Coleman looked just like his dad, but it was Mark who had the musical gene. He played bass in local bands for years.

And of course, the kids grew up.

Marie writes:

“Renee had Tony; Coleman had Carrie and Nathan; Mark had Damon, Spencer and Ryan; and Laura had Amanda and Chad.

“Now we are having Great Grand Children, Damon has Mason and in April Chad will have Ben…


“We are truly Blessed, Ray would have adored them…”25th anniversary

“Ray developed Parkinson’s Disease in 1996, no known cause, but the doctors were interested in the fact that he sailed so many ‘Banana Boats that filled the holds with pesticides…”

“Ray passed away 10/15/2006-8 weeks to the day that he fell and broke his hip-1 week after his 79th birthday.”

Which, given his life expectancy in February 1952 , is what you would call a right good long run.

The generations continue.


“The 5 oldest Grand children, Carrie,Tony,Amanda,Chad and Damon have all graduated from College and the girls have their Masters,  Carrie in Art , and Amanda in Social Work. All are ‘gainfully employed,’ what more could you ask for?

“Thank you again for writing ‘2 Tankers Down’ it has brought back so many memories to share with the next generation.”

Ahh, thank you Marie and Ray and the entire family for sharing this. And showing that rescuers, often rescue more than one person.

And happy Father’s Day Bernie and Ray.

And to all Coast Guard rescuers everywhere of all genders and nationalities.

You do good.  Far beyond what you see first hand.  Or could ever imagine.

For years and years, through the people you save, and through their people, you do good.


Below are notes and pictures from the family



Coleman and family


movie poster

Hi, here’s my short bio about myself:)

I am 32 years old and live in St.

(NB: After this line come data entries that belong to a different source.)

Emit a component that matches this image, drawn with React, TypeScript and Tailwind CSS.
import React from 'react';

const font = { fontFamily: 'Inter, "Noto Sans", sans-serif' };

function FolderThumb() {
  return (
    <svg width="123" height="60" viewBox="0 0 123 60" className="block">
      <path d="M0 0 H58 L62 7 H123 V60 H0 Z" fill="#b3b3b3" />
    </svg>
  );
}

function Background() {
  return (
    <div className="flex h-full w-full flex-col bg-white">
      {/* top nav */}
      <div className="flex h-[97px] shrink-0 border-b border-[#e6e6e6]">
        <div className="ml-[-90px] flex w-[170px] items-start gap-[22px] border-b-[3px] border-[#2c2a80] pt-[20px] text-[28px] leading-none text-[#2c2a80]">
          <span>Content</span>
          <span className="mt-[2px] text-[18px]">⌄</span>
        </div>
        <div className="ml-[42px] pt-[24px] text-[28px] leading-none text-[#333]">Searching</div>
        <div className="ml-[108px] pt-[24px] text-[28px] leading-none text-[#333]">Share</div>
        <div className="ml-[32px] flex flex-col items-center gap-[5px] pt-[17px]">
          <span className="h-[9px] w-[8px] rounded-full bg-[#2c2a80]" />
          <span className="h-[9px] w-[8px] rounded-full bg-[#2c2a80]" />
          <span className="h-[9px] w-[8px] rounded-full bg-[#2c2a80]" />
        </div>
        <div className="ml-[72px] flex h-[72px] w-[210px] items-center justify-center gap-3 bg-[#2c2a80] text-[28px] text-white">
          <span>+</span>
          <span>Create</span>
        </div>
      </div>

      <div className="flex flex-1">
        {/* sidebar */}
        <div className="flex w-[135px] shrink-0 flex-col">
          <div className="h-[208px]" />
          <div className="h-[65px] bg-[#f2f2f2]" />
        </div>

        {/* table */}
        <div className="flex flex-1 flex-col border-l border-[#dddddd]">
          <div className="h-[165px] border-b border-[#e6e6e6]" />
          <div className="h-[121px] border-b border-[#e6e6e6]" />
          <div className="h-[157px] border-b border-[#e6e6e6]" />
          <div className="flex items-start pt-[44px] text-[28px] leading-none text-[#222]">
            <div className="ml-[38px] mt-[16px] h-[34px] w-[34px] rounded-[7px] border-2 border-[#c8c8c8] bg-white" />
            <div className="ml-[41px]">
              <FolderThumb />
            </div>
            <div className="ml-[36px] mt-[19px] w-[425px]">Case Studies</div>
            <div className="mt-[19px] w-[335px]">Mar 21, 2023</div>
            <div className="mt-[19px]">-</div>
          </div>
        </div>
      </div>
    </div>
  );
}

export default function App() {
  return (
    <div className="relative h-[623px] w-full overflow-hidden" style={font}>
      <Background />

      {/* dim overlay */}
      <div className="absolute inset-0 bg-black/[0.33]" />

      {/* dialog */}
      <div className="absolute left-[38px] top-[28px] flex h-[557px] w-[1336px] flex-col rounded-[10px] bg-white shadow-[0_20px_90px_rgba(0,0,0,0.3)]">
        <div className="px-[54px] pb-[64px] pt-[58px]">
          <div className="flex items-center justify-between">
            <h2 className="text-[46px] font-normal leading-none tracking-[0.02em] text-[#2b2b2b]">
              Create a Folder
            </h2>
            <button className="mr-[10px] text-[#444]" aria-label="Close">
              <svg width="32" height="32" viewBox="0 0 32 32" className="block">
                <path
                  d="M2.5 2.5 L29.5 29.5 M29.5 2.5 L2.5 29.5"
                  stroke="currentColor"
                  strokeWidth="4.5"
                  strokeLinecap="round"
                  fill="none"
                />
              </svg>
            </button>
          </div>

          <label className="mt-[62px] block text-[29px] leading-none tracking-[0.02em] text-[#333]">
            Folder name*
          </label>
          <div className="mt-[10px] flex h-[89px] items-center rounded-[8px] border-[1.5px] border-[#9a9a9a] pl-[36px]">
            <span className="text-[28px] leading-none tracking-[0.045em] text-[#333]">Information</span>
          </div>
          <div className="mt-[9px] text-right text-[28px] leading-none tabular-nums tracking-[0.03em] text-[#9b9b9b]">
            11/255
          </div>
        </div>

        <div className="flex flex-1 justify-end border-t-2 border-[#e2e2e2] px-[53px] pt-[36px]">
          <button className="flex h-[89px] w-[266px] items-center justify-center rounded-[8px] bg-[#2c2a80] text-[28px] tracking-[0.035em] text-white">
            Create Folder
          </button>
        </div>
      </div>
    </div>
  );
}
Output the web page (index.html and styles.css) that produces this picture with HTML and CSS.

Louis, Missouri. I have my Masters in Social Work and work for the state of Illinois. I am passionate about my work and am one of the fortunate ones who enjoys their job everyday! I am extremely social, love trying new restaurants and going to new fun spots in the city. I love traveling and keep myself pretty busy with an active social life.

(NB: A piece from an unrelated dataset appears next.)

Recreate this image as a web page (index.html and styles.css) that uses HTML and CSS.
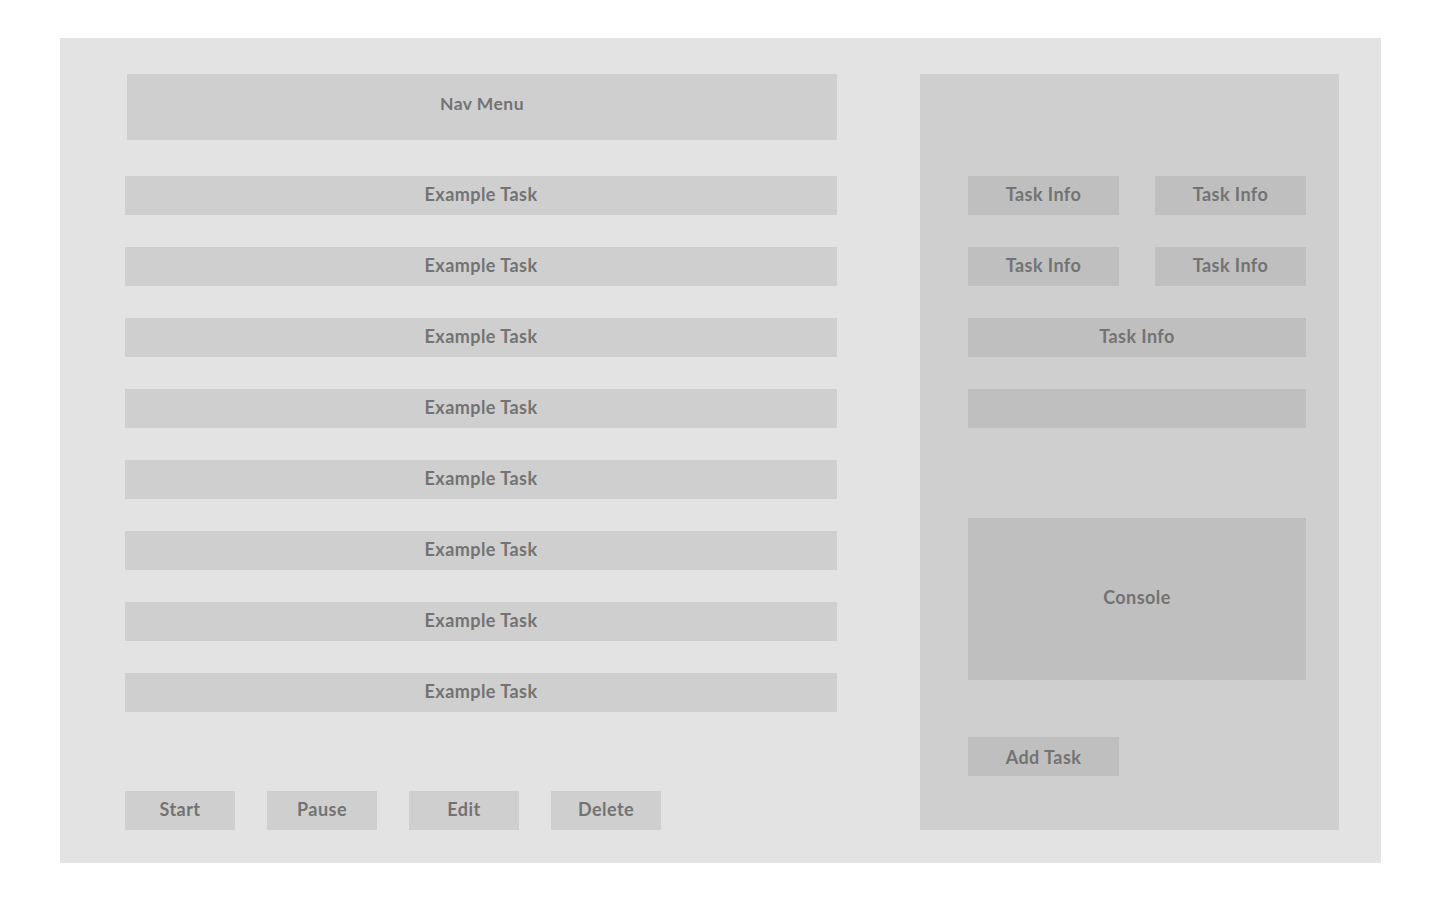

I loved your book, Two Tankers Down, as well as the movie, The Finest Hours. I grew up spending a lot of time at my grandparents house, and spending a lot of time with Gramps, that’s what his grandkids called him. I had heard the story about his shipwreck, but too be perfectly honest, as a child I thought it was a, “tall tale” that gramps had embellished to make a good story. I mean how can a tanker break in half, stay afloat, and the crew steered it??? That was the most amazing part to me about this story, the unbeliveablenuss and what a brave man my grandfather was. In the years where he spent watching all of us, he didn’t have any desire to travel or at sometimes really leave the house. He would always say,” I’ve been everywhere, some places twice, I want to stay home and be with my family.” At the time I couldn’t begin to understand what he meant, but I knew that we were the most important thing to him, and that was really all that mattered. There are a million great things I could say about gramps; he was funny, kind, mild mannered, and loving, but above all he had integrity, compassion, and a love for knowledge and those are things I’ve always strived to posses as well. Thank you for your research into the Pendleton, and making my grandfather live for eternity in your writings!

Amanda Kraner

Hello Robert,

My name is Chad Kraner and I am Ray’s grandson. My mother is Laura Steele Kraner and I am 31 years old. I was very excited to hear the news the Disney was making a movie about the Pendleton. It was a story all of us grandkids loved to hear my Grandpa tell. My Grandfather was an extremely kind man and had a great sense of humor. I can remember sitting on his front porch watching cars go by and trying to guess which direction the next car would come from. Every time we would come to visit he would give us a dollar before we left and it just meant the world to me. We had so many good times playing wiffle ball in the back yard or watching Notre Dame football games. I’m smiling now thinking about all of the memories with Gramps and I miss him a lot. I know he would have loved reading your book and reading it to the next generation of Steeles to tell them the story of the SS Pendleton.